The flattening of the yield curve driven by the short maturities makes total sense in the context of the Fed being poised to aggressively continue their fed funds rate increase campaign in 2018. The 10 year part of the curve remains well anchored by the wide spread vs foreign government 10 year maturities ( e.g. Germany at .30%, France at .65% and England at 1.25%) triggering strong overseas buying of U.S. Treasuries, irrespective of currency movements. It is the 30 year area that is a conundrum to many of us. The arguments being made are low inflation and geopolitical risks that might trigger a flight to quality/safety on U.S. treasuries (among other arguments).

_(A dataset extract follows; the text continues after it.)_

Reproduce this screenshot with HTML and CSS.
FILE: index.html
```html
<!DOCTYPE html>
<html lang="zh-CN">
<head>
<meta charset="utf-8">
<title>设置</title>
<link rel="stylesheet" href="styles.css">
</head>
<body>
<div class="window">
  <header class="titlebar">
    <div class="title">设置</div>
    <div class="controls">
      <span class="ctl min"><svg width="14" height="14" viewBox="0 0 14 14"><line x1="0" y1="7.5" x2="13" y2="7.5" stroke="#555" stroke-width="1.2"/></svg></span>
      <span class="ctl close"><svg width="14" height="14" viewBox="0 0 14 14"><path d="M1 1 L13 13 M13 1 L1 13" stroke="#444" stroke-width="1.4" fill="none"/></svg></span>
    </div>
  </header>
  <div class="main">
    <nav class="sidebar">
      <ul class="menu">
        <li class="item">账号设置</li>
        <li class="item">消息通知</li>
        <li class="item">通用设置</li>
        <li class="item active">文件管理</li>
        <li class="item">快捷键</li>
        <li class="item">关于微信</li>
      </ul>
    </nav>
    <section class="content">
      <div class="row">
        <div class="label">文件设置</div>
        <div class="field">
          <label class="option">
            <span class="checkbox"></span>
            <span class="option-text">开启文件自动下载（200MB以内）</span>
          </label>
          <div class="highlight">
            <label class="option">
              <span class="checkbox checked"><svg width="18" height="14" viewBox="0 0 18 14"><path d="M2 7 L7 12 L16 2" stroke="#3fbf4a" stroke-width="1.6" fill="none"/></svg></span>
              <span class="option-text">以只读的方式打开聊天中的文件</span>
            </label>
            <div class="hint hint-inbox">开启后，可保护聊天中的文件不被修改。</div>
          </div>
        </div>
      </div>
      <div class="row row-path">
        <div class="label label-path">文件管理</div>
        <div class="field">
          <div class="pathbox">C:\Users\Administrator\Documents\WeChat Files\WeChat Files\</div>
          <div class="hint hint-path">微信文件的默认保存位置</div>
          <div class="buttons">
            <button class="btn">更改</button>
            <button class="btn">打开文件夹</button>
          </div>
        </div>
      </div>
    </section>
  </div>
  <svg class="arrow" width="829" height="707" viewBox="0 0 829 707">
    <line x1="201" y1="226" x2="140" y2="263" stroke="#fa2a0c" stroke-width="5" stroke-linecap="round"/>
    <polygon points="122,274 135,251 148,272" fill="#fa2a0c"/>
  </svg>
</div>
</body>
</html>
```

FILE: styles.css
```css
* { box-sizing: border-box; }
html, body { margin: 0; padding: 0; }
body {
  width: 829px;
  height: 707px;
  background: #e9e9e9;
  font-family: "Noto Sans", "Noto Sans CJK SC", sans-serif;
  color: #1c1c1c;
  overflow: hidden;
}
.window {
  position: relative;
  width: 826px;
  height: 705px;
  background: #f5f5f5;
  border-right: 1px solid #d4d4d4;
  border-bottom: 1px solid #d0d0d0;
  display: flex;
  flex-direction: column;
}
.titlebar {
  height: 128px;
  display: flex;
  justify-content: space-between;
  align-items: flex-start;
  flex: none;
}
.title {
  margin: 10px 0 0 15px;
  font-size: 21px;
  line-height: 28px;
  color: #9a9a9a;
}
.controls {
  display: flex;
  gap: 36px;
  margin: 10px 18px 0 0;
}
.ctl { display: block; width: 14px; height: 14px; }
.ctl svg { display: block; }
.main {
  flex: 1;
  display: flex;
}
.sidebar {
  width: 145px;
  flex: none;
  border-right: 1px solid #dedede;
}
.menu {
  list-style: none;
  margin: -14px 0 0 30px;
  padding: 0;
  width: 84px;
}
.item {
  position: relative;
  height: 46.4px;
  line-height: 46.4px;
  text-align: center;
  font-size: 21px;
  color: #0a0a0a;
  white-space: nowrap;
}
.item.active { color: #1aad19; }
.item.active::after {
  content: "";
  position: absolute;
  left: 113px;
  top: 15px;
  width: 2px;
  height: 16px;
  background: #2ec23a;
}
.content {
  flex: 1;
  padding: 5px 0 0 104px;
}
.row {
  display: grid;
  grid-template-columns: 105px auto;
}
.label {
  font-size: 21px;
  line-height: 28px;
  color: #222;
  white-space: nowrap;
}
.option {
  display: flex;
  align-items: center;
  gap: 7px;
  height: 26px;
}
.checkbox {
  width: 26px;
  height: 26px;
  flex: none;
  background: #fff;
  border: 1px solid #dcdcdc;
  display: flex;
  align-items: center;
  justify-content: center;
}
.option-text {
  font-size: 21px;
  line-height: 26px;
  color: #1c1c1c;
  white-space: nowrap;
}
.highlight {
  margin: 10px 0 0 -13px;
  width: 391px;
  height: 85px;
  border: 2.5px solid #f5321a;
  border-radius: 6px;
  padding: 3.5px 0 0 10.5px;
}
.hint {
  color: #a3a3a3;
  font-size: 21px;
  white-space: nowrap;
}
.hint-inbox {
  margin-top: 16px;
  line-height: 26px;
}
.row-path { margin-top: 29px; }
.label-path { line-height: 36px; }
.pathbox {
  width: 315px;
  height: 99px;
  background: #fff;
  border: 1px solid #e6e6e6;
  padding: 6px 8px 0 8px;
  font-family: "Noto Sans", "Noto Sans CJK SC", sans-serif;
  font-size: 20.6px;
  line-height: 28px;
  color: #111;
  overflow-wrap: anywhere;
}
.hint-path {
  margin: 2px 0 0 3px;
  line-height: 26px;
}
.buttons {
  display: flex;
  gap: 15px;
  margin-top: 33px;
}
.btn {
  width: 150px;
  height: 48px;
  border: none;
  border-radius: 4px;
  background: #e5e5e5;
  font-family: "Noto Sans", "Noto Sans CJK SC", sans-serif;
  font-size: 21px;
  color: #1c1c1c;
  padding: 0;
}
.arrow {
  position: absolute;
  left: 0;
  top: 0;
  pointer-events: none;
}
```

The latter point was driven home by a sudden 2 point spike in the 30 year bond in a matter of seconds last week on the Flynn guilty plea/implicate Trump thesis, that receded just a few minutes later. Rarely have I seen a price reaction that violent in recent memory. The former point is dubious in my opinion as labor costs (the largest component of most company cost structures) seems poised to rise dramatically in coming year(s) given the tightness in the labor market (despite this weeks subdued employment cost index reading). Then factor in the prospects for a trillion dollar addition to our nation’s deficit over the next decade should some version of the current tax law proposals make it into law. The supply of government bonds will be staggering and certainly require higher long term yields to attract enough buyers. None of this stuff seems to matter at the moment…..why???
Once again, ALGOs RULE! With Wall Street dealers retreating from their traditional role as market makers (onerous capital requirements), computer programs have taken over and they worship solely at the alter of price movement, not from any sort of economic logic. Simply put, they buy what is going higher in price and sell what is moving lower endlessly until it stops working. That has yet to happen, and probably won’t following tomorrow’s Employment report. However…..
Someone(s) out there agree with me, as there has been huge buying today o fthe Jan 19th expiration 33 calls in the TBT (Ultra short inverse 20 year treasury ETF). Almost 30,000 contracts have been bought around the $1.15 area with TBT trading approx at $33.5. TBT moves UP in price as the 30 year Treasury moves DOWN in price (higher yields), as its “inverse” name implies, and on a leveraged basis.   This is a huge trade in the options market, and clearly is a bet (or hedge) on higher long term rates.
Full disclosure: I am short TLT in my trading account, and am looking to add to that position on continued strength.